Exercise requirements>
Search the records below for the word "code" and show every line where it occurs.

* Begin *

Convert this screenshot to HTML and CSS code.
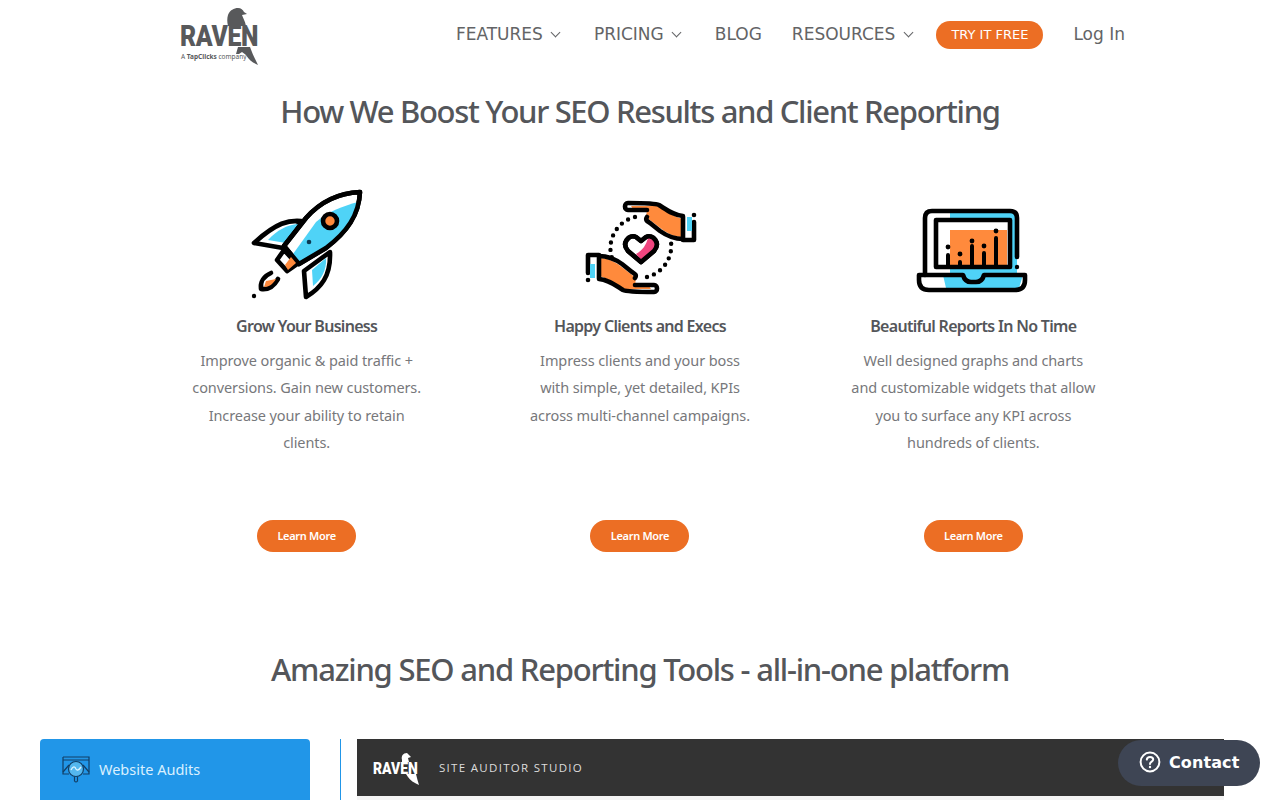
FILE: index.html
```html
<!DOCTYPE html>
<html lang="en">
<head>
  <meta charset="UTF-8" />
  <meta name="viewport" content="width=device-width, initial-scale=1" />
  <title>Raven Tools</title>
  <link rel="stylesheet" href="styles.css">
</head>
<body>

  <header class="site-header">
    <a class="logo" href="#">
      <svg class="logo-bird" viewBox="0 0 80 60" width="80" height="60" fill="#58595b">
        <path d="M48 7 C50 2 54 0 58 0 C61 0 63 2 64 4 L67 6 L62 7 C63 10 65 13 66 18 L48 18 C47 14 47 10 48 7Z"/>
        <path d="M58 39 L70 39 C72 45 75 51 78 57 C73 55 69 52 66 47 L62 44 L59 46 L56 46Z"/>
      </svg>
      <span class="logo-name">RAVEN</span>
      <span class="logo-sub">A <b>TapClicks</b> company</span>
    </a>
    <nav class="main-nav">
      <a href="#">FEATURES <i class="chev"></i></a>
      <a href="#">PRICING <i class="chev"></i></a>
      <a href="#">BLOG</a>
      <a href="#">RESOURCES <i class="chev"></i></a>
      <a class="try-btn" href="#">TRY IT FREE</a>
      <a class="login" href="#">Log In</a>
    </nav>
  </header>

  <h2 class="section-title first">How We Boost Your SEO Results and Client Reporting</h2>

  <section class="benefits">
    <div class="benefit">
      <svg class="benefit-icon" viewBox="1 0 130 125" width="130" height="125" fill="none" stroke="#000" stroke-width="4.6" stroke-linejoin="round" stroke-linecap="round">
        <path d="M60 41 C48 40 36 42 13 63 L42 68Z" fill="#fff"/>
        <path d="M57 44 C46 45 36 50 27 60 L45 63Z" fill="#4fd3f7" stroke="none"/>
        <path d="M63 91 L65 117 C80 108 90 96 89 72Z" fill="#fff"/>
        <path d="M71 90 L72 106 C80 100 86 90 85 78Z" fill="#4fd3f7" stroke="none"/>
        <path d="M119 12 C98 13 80 21 65 38 L43 66 L58 84 L85 68 C106 52 118 35 119 12Z" fill="#fff"/>
        <path d="M117 22 C102 26 86 32 75 42 L52 74 L58 82 L84 67 C103 52 114 40 117 22Z" fill="#4fd3f7" stroke="none"/>
        <path d="M119 12 C98 13 80 21 65 38 L43 66 L58 84 L85 68 C106 52 118 35 119 12Z"/>
        <path d="M43 70 L36 80 L46 91 L56 84Z" fill="#fff"/>
        <path d="M44 85 L50 77 L55 83 L47 90Z" fill="#ff8a3c" stroke="none"/>
        <circle cx="89" cy="41" r="7" fill="#ff8a3c"/>
        <path d="M30 93 C23 96 19 102 20 109 C27 110 33 106 37 99"/>
        <path d="M25 101 L35 99 C32 104 28 107 23 107Z" fill="#ff8a3c" stroke="none"/>
        <circle cx="68" cy="62" r="2.3" fill="#0b3a53" stroke="none"/>
        <circle cx="13" cy="116" r="2.2" fill="#000" stroke="none"/>
      </svg>
      <h3>Grow Your Business</h3>
      <p>Improve organic &amp; paid traffic +<br>conversions. Gain new customers.<br>Increase your ability to retain<br>clients.</p>
      <a class="learn-btn" href="#">Learn More</a>
    </div>
    <div class="benefit">
      <svg class="benefit-icon" viewBox="0 -10 130 125" width="130" height="125" fill="none" stroke="#000" stroke-width="4.6" stroke-linejoin="round" stroke-linecap="round">
        <defs>
          <g id="hand">
            <path d="M56 16 L82 16 C90 19 96 26 108 29 L108 47 C98 47 90 42 84 37 L71 27 L72 20 L58 19Z" fill="#ff8a3c" stroke="none"/>
            <path d="M108 26 C98 25 92 20 84 15 C80 13 70 13 53 13 C49 13 49 20 53 20 L72 20"/>
            <path d="M72 27 C70 30 72 31 75 33 L85 41 C92 46 100 49 108 49"/>
            <path d="M108 27 L108 50 L119 50 L119 32 M119 25 L119 25" />
            <path d="M112 27 L117 27 L117 41 L112 41Z" fill="#4fd3f7" stroke="none"/>
          </g>
        </defs>
        <use href="#hand"/>
        <use href="#hand" transform="rotate(180 66 57.5)"/>
        <path d="M60 27 A32 32 0 0 0 37 68" stroke-width="4.4" stroke-dasharray="0 7.4"/>
        <path d="M72 87 A32 32 0 0 0 96 52" stroke-width="4.4" stroke-dasharray="0 7.4"/>
        <path d="M66 72 L53 61 C46 53 54 44 61 47 L66 51 L71 47 C78 44 86 53 79 61Z" fill="#fff"/>
        <path d="M61 64 C68 60 71 55 73 48 C78 47 84 54 78 60 L66 70Z" fill="#f0457f" stroke="none"/>
        <path d="M66 72 L53 61 C46 53 54 44 61 47 L66 51 L71 47 C78 44 86 53 79 61Z"/>
      </svg>
      <h3>Happy Clients and Execs</h3>
      <p>Impress clients and your boss<br>with simple, yet detailed, KPIs<br>across multi-channel campaigns.</p>
      <a class="learn-btn" href="#">Learn More</a>
    </div>
    <div class="benefit">
      <svg class="benefit-icon" viewBox="3 -15 130 125" width="130" height="125" fill="none" stroke="#000" stroke-width="4.6" stroke-linejoin="round" stroke-linecap="round">
        <path d="M45 16 L108 16 Q112 16 112 20 L112 80 L118 80 L114 93 L41 93 L38 80 L45 80Z" fill="#4fd3f7" stroke="none"/>
        <rect x="31" y="25" width="74" height="47" fill="#fff" stroke="none"/>
        <rect x="45" y="35" width="57" height="36" fill="#ff8a3c" stroke="none"/>
        <path d="M105 72 L105 25 L31 25 L31 72Z"/>
        <path d="M20 80 L20 23 Q20 16 27 16 L105 16 Q112 16 112 23 L112 62"/>
        <path d="M14 80 L58 80 Q60 87 66 87 L71 87 Q77 87 79 80 L120 80 L120 85 Q120 95 110 95 L24 95 Q14 95 14 85Z"/>
        <path d="M43 70 L43 60 M55 70 L55 67 M67 70 L67 51 M79 70 L79 58 M91 70 L91 43" stroke-width="4"/>
        <g fill="#000" stroke="none">
          <circle cx="43" cy="52" r="2.4"/><circle cx="55" cy="59" r="2.4"/><circle cx="67" cy="46" r="2.4"/>
          <circle cx="79" cy="51" r="2.4"/><circle cx="91" cy="36" r="2.4"/><circle cx="112" cy="72" r="2.2"/>
        </g>
      </svg>
      <h3>Beautiful Reports In No Time</h3>
      <p>Well designed graphs and charts<br>and customizable widgets that allow<br>you to surface any KPI across<br>hundreds of clients.</p>
      <a class="learn-btn" href="#">Learn More</a>
    </div>
  </section>

  <h2 class="section-title second">Amazing SEO and Reporting Tools - all-in-one platform</h2>

  <section class="tools">
    <aside class="tool-list">
      <div class="tool-item">
        <svg viewBox="0 0 28 28" width="28" height="28" fill="none" stroke="#123f66" stroke-width="1.2">
          <path d="M1 2 H27 V19 H21 M7 19 H1 V2 M1 5 H27"/>
          <path d="M1 17 L7 10 M27 17 L21 10" />
          <circle cx="14" cy="14" r="7.5" fill="#54b7ee"/>
          <path d="M9 15 C11 11 13 11 14 14 C15 16 17 15 19 12" stroke="#d8f2ff" stroke-width="1.4"/>
          <path d="M12.5 21.5 V26 Q14 28 15.5 26 V21.5"/>
        </svg>
        <span>Website Audits</span>
      </div>
    </aside>
    <div class="tool-preview">
      <div class="preview-bar">
        <span class="mini-logo">
          <svg viewBox="0 0 46 36" width="46" height="36" fill="#fff">
            <path d="M29 10 C28 6 30 3 34 3 L38 7 L35 8 L36 12 L29 12Z"/>
            <path d="M33 24 L43 24 C44 28 45 32 46 35 C41 33 37 30 35 27Z"/>
          </svg>
          <b>RAVEN</b>
        </span>
        <span class="preview-title">SITE AUDITOR STUDIO</span>
      </div>
      <div class="preview-body"></div>
    </div>
  </section>

  <a class="contact-btn" href="#">
    <svg viewBox="0 0 22 22" width="22" height="22" fill="none" stroke="#fff" stroke-width="2">
      <circle cx="11" cy="11" r="9.4"/>
      <path d="M7.8 8.6 C8 6.6 9.5 6 11 6 C13 6 14.2 7.2 14.2 8.6 C14.2 10.8 11 10.6 11 13" stroke-linecap="round"/>
      <circle cx="11" cy="16" r="1.2" fill="#fff" stroke="none"/>
    </svg>
    <span>Contact</span>
  </a>

</body>
</html>
```

FILE: styles.css
```css
html, body {
  margin: 0;
  height: 800px;
  overflow: hidden;
}
body {
  font-family: "Noto Sans", Arial, sans-serif;
  background: #fff;
  color: #555;
}
a {
  text-decoration: none;
  color: inherit;
}

.site-header {
  display: flex;
  justify-content: space-between;
  align-items: center;
  height: 68px;
  padding: 0 155px 0 180px;
}
.logo {
  position: relative;
  display: block;
  width: 80px;
  height: 60px;
  margin-top: 8px;
  color: #58595b;
}
.logo-bird {
  position: absolute;
  left: 0;
  top: 0;
}
.logo-name {
  position: absolute;
  left: 0;
  top: 11px;
  font-family: "Roboto", sans-serif;
  font-weight: 900;
  font-size: 29px;
  line-height: 34px;
  letter-spacing: -0.4px;
  transform: scaleX(0.855);
  transform-origin: left center;
}
.logo-sub {
  position: absolute;
  left: 1px;
  top: 44px;
  font-size: 6.5px;
  line-height: 10px;
  white-space: nowrap;
}
.main-nav {
  display: flex;
  align-items: center;
  gap: 30px;
  font-family: "DejaVu Sans", sans-serif;
  font-size: 17px;
  color: #636466;
}
.chev {
  display: inline-block;
  box-sizing: border-box;
  width: 7px;
  height: 7px;
  margin: 0 4.6px 4px 4px;
  border-right: 1.4px solid #636466;
  border-bottom: 1.4px solid #636466;
  transform: rotate(45deg);
}
.try-btn {
  margin: 2px 0 0 -10px;
  background: #ec6e24;
  color: #fff;
  font-size: 13px;
  line-height: 28px;
  padding: 0 15px;
  border-radius: 14px;
}

.section-title {
  margin: 0;
  text-align: center;
  font-size: 31px;
  line-height: 44px;
  font-weight: 500;
  color: #54565a;
}
.section-title.first {
  margin-top: 21px;
  letter-spacing: -1.33px;
}
.section-title.second {
  margin-top: 95px;
  letter-spacing: -1.22px;
}

.benefits {
  display: grid;
  grid-template-columns: repeat(3, 1fr);
  width: 1000px;
  margin: 47px auto 0;
}
.benefit {
  display: flex;
  flex-direction: column;
  align-items: center;
  text-align: center;
  height: 372px;
}
.benefit h3 {
  margin: 9px 0 0;
  font-size: 16px;
  line-height: 24px;
  font-weight: 600;
  color: #54565a;
  letter-spacing: -0.7px;
}
.benefit p {
  margin: 9px 0 0;
  height: 110px;
  font-size: 14.5px;
  line-height: 27.4px;
  color: #77787b;
  letter-spacing: -0.1px;
}
.learn-btn {
  margin-top: 63px;
  width: 99px;
  line-height: 32px;
  border-radius: 16px;
  background: #ec6e24;
  color: #fff;
  font-size: 11px;
  font-weight: 600;
  letter-spacing: -0.3px;
}

.tools {
  display: flex;
  margin: 48px 56px 0 40px;
}
.tool-list {
  width: 270px;
  height: 200px;
  background: #2196e8;
  border-radius: 4px 4px 0 0;
}
.tool-item {
  display: flex;
  align-items: center;
  gap: 9px;
  padding: 16px 22px;
  color: #d9f0ff;
  font-size: 14.5px;
}
.tool-preview {
  flex: 1;
  margin-left: 30px;
  padding-left: 16px;
  border-left: 1px solid #2196e8;
}
.preview-bar {
  display: flex;
  align-items: center;
  height: 57px;
  padding-left: 16px;
  gap: 20px;
  background: #333;
}
.mini-logo {
  position: relative;
  width: 46px;
  height: 36px;
}
.mini-logo svg {
  position: absolute;
  left: 0;
  top: 0;
}
.mini-logo b {
  position: absolute;
  left: 0;
  top: 8px;
  font-family: "Roboto", sans-serif;
  font-weight: 900;
  font-size: 17px;
  line-height: 20px;
  color: #fff;
  transform: scaleX(0.82);
  transform-origin: left center;
}
.preview-title {
  font-family: "Open Sans", sans-serif;
  font-size: 11.5px;
  letter-spacing: 1.3px;
  color: #ddd;
}
.preview-body {
  height: 140px;
  background: #f4f4f4;
}

.contact-btn {
  position: fixed;
  right: 20px;
  top: 740px;
  display: flex;
  align-items: center;
  gap: 8px;
  height: 46px;
  width: 142px;
  box-sizing: border-box;
  padding: 0 0 2px 21px;
  border-radius: 23px;
  background: #3e4554;
  color: #fff;
  font-family: "DejaVu Sans", sans-serif;
  font-size: 16px;
  font-weight: 700;
  letter-spacing: 0.1px;
}
```
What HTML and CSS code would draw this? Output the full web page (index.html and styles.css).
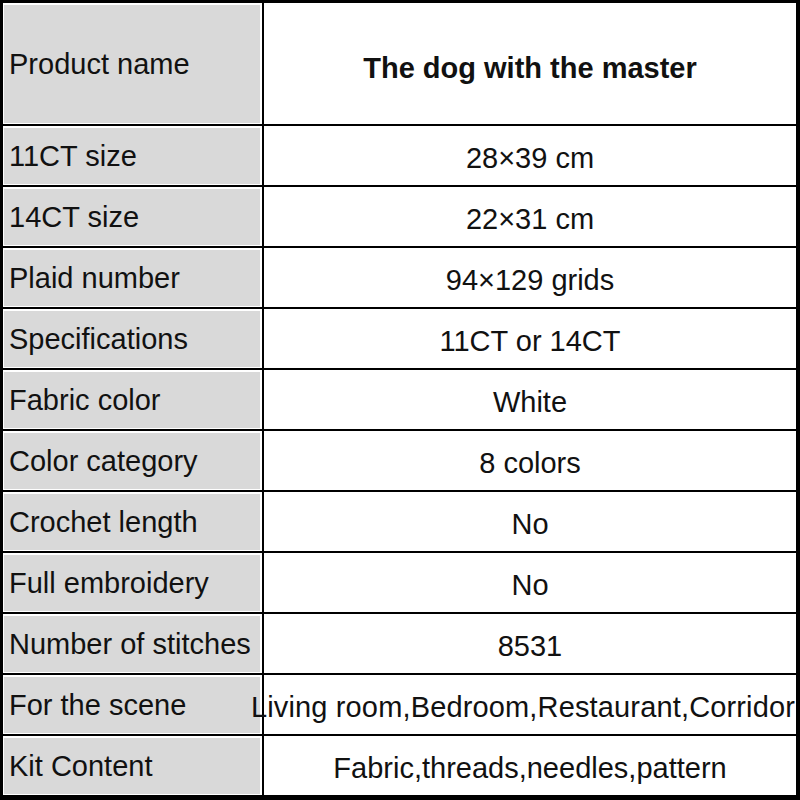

* End *

Result for this exercise>
Convert this screenshot to HTML and CSS code.
What HTML and CSS code would draw this? Output the full web page (index.html and styles.css).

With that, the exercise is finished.